The Buick Riviera (1963–1965)

Few cars in American automotive history have made as bold a design statement as the first-generation Buick Riviera. Conceived as GM's answer to the Ford Thunderbird, the Riviera was sleek, sharp-edged, and unmistakably purposeful. Its clean lines, hidden headlights, and powerful V8 engine made it an instant icon. Many automotive historians consider it among the best-designed American cars ever made, full stop.
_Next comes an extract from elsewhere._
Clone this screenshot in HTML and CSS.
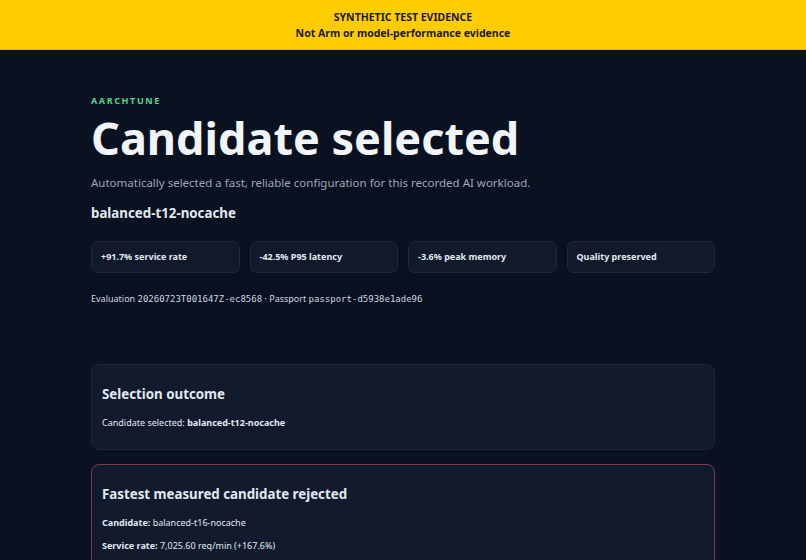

The Buick Grand National and GNX (1987)

If the Skylark and Riviera represented Buick's elegant side, the Grand National and its ultimate expression, the GNX, revealed something altogether more ferocious. Powered by a turbocharged 3.8-litre V6, the 1987 GNX produced around 300 horsepower and could run the quarter mile in the low 13-second range — performance that embarrassed many contemporary sports cars. Its all-black exterior made it look as menacing as it performed. The GNX remains one of the most celebrated American muscle cars ever built.

The Buick LeSabre

For sheer longevity and cultural impact, few Buick models can match the LeSabre. Produced across multiple generations from 1959 to 2005, the LeSabre was the dependable, comfortable, full-size American sedan that millions of families trusted. It consistently ranked among the best-selling cars in the United States and became a symbol of reliable, unpretentious quality — the kind of car that simply got the job done, year after year.

The Buick Enclave

As consumer tastes shifted toward SUVs in the 2000s, Buick adapted intelligently. The Enclave, launched in 2008, brought genuine premium interior quality and a smooth, refined driving experience to the three-row crossover segment. It helped reestablish Buick's relevance for a new generation of buyers and demonstrated the brand's ability to evolve without losing its identity.

Why Buick Still Matters

In an era when dozens of storied automotive brands have disappeared — think Oldsmobile, Pontiac, Plymouth, and DeSoto — Buick's continued survival is remarkable. It speaks to an ability to reinvent without abandoning core values: comfort, refinement, and a certain quiet confidence that never needed to shout. Today, Buick finds enormous success in China, where it has become one of the most desirable premium brands on the market, proof that a 120-year-old American institution can still find new audiences in new places.

From David Dunbar Buick's Scottish roots to the turbocharged fury of the GNX and the global appeal of modern SUVs, Buick's story is one of extraordinary resilience. The finest cars it has produced are not just machines — they are chapters in one of the longest-running stories in automotive history, and that story is far from over.